La figura del cartero también formaba parte de la Navidad. Recuerdo al cartero de mi barrio rezando para que terminara pronto el mes de diciembre porque le parecía interminable y cada día de trabajo era una jornada agotadora.
Hace cincuenta años casi todos teníamos un familiar muy lejos al que no veríamos en Navidad porque aunque estuviera en Madrid o en Cataluña, las distancias eran mucho más largas que ahora y las posibilidades económicas de la mayoría no permitían los continuos desplazamientos.
Otra señal que nos avisaba de que la Navidad estaba a la vuelta de la esquina era cuando el hombre de Correos llegaba con aquella inmensa cartera de cuero repleta de cartas colgada del hombro. Se iba deteniendo en casi todas las casas, donde era recibido con los brazos abiertos porque las noticias de los familiares en Navidad eran celebradas como si fuera una fiesta.
Ocurría con frecuencia que en la fiesta nunca faltaban las lágrimas. Una tarde, allá por el año de 1970, una vecina de mi calle me llamó para que le leyera la carta que había recibido del hijo que estaba trabajando en Alemania. Ni ella ni su marido sabían leer. Se sentaron alrededor de la mesa de camilla y se quedaron en silencio, mirándome como si les trajera la noticia más importantes de sus vidas. Mientras yo leía la carta del hijo los viejos lloraban y a veces también reían si entre los abrazos llenos de distancia se mezclaba alguna ocurrencia. “Cuidaros mucho y no os empinéis más de la cuenta la botella de anís el Mono”, decía una de las frases de la carta que se me quedaron grabadas para siempre.

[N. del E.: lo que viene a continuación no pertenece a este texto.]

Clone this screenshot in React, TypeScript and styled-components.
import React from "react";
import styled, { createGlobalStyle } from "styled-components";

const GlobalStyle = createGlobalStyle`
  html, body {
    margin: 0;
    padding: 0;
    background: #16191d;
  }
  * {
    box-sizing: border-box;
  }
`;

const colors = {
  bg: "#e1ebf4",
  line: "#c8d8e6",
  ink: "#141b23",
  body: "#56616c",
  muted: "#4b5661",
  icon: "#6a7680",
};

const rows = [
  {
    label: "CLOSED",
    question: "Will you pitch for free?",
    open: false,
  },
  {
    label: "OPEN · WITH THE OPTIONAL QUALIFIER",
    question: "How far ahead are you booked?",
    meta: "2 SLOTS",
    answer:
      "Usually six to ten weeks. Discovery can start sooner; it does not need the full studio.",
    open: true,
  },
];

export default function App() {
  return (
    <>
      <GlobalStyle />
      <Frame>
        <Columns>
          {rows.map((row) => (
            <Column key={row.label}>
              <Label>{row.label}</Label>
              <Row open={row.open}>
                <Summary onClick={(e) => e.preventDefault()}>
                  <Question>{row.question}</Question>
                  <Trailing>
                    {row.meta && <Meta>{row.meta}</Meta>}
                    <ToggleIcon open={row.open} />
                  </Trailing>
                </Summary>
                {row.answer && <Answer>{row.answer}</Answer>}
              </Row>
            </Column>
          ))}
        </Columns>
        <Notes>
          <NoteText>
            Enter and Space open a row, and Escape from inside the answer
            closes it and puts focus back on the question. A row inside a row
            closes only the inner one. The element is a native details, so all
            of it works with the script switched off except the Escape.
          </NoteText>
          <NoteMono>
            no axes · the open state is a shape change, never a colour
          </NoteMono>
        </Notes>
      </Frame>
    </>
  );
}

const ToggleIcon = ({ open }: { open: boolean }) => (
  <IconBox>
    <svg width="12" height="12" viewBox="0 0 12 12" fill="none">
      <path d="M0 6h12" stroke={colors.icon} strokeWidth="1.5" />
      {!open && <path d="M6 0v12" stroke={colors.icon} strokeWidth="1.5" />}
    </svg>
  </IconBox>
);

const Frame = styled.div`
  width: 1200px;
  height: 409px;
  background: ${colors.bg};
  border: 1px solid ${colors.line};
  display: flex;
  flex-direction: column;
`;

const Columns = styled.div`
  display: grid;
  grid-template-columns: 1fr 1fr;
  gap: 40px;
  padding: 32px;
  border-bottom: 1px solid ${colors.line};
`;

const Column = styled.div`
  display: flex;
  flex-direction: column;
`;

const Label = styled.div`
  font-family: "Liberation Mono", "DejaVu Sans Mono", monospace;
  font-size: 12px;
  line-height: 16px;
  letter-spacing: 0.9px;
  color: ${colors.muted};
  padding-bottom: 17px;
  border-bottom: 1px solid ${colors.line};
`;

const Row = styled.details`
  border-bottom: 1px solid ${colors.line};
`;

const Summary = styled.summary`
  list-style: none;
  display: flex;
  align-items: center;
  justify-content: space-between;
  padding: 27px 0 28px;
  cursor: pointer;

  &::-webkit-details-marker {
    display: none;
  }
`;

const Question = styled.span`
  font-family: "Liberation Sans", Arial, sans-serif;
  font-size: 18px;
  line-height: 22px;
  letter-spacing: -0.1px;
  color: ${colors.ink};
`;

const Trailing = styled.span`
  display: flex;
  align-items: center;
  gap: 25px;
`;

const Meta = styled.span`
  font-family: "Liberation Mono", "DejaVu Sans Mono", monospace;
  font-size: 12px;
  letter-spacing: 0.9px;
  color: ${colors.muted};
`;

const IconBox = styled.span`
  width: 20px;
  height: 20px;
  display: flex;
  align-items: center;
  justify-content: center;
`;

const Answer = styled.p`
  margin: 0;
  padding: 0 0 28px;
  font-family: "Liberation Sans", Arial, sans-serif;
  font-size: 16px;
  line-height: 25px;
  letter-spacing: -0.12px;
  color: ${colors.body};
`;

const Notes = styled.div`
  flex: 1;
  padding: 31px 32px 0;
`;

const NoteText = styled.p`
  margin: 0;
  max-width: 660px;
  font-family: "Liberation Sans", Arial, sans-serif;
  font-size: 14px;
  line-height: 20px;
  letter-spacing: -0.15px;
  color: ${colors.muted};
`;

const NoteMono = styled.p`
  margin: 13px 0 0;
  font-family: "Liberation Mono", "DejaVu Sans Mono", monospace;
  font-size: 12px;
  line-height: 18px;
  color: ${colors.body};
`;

Todo el mundo esperaba las noticias navideñas del cartero y las mujeres, que entonces eran las que estaban en las casas, se asomaban a las puertas para ver se llegaba el cartero. Aquel intenso trabajo tenía su recompensa cuando le sacaban un mantecado o le daban el aguinaldo.
El aguinaldo formaba parte de la infraestructura de las navidades antiguas. Era también costumbre que hasta el humilde sereno y el basurero que iba por las casas, aprovechara el clima de ternura de las fiestas para sacarse unos duros de más. Con tal motivo elaboraban sus propios christmas de Navidad y los iban repartiendo de casa en casa.

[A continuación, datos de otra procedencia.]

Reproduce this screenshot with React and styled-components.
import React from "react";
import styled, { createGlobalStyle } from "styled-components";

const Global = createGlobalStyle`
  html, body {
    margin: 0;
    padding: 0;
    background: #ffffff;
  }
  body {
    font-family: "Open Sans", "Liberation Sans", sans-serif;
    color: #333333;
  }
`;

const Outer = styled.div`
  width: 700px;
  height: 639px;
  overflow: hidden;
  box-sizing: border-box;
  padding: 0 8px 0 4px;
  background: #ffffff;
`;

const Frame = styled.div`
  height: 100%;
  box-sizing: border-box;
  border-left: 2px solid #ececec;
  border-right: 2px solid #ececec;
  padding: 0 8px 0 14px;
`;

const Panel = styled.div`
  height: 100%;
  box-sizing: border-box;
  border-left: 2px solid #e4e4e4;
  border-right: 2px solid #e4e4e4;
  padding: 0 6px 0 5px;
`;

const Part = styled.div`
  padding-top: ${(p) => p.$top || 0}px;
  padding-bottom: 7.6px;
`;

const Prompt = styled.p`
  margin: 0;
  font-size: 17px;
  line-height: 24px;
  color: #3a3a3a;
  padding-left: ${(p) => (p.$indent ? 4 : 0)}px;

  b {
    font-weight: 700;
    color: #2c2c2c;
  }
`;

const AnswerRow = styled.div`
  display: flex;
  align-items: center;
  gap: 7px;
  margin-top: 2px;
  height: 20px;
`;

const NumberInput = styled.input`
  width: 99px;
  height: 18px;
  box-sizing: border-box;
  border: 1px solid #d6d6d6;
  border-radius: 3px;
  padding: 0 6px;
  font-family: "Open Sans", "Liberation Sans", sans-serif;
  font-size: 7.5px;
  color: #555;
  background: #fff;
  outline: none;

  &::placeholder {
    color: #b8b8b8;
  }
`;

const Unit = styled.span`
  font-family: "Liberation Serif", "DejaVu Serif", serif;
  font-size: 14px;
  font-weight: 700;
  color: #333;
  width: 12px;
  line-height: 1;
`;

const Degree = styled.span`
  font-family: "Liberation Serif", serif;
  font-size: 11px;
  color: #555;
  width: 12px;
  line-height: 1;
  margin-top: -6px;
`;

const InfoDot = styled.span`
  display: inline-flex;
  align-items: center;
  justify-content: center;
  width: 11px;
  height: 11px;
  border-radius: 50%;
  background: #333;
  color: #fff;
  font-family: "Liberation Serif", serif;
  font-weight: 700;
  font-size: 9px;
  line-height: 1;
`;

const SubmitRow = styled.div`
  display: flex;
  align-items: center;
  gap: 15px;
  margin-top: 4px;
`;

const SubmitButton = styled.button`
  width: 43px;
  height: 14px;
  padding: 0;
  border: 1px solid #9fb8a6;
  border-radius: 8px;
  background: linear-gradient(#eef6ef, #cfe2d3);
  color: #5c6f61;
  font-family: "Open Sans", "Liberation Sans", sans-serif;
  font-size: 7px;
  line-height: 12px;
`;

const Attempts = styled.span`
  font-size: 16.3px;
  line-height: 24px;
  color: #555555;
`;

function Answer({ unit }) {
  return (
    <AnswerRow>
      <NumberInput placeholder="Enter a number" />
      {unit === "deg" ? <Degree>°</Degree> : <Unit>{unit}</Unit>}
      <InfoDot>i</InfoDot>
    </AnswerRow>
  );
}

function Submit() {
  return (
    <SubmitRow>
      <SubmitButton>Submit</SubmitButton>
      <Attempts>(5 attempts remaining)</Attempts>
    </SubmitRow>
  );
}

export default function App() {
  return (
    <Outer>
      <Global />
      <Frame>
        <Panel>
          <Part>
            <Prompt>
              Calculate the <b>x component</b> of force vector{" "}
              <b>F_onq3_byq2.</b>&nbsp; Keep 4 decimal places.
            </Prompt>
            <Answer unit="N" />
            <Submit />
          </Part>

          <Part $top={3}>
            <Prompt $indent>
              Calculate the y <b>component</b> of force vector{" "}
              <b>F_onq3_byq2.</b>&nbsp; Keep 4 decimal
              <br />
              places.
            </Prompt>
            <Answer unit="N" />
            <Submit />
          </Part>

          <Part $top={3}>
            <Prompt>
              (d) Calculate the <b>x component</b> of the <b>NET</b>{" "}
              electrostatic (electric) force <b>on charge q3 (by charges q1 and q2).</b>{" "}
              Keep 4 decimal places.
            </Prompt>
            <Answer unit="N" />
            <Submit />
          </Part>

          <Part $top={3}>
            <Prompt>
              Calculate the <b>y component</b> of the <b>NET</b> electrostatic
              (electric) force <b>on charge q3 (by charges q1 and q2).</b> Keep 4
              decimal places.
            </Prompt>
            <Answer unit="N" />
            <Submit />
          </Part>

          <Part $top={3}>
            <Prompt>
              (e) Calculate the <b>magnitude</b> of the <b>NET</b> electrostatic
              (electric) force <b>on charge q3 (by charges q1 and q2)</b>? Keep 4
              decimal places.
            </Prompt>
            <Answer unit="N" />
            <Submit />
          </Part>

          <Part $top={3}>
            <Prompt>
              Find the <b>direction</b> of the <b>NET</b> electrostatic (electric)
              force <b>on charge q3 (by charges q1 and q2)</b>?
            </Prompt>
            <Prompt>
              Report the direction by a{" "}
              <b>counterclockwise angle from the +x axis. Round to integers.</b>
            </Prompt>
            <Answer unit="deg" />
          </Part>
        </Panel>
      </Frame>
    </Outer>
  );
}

Había un aguinaldo infantil, el que iban pidiendo los niños de puerta en puerta. Era una tradición, en la tarde de la Nochebuena, que las pandillas infantiles recorrieran las calles del barrio para obtener alguna ganancia. Les deban mantecados, dulces y a veces hasta dinero si se trataba de una familia pudiente.
La costumbre del aguinaldo llegó hasta los años sesenta. Los niños de mi generación, los que vinimos después, apenas la conocimos, entre otras cosas porque el nivel económico de las familias había subido un par de escalones y éramos muchos los que habíamos pasado a formar parte del escalafón de la clase media y ya no necesitábamos que nos regalaran un caramelo o un trozo de turrón porque aquellos tesoros los disfrutábamos cuando queríamos en nuestras casas.
A finales de los años sesenta la Navidad había empezado a cambiar y esta transformación se convirtió en auténtica revolución en los primeros años de la década siguiente, cuando en todas las casas, hasta en las de las familias más humildes, se coló la televisión con su espíritu revolucionario.
La tele fue cambiando el decorado de las navidades. Las tardes del 25 de diciembre, cuando las calles se llenaban de niños que salían a jugar y el Paseo era un río incesante de parejas que iban en busca de los escaparates, se fueron llenando de ausencias. La primera noticia que yo tuve de la soledad fue cuando en la Navidad de 1970 salí de mi casa con la pelota en la mano buscando a mis amigos del barrio y no encontré a nadie. Un silencio extraño llenaba las plazas y los callejones, mientras que del interior de las viviendas se escuchaban las voces de los actores del largometraje que echaban por TVE.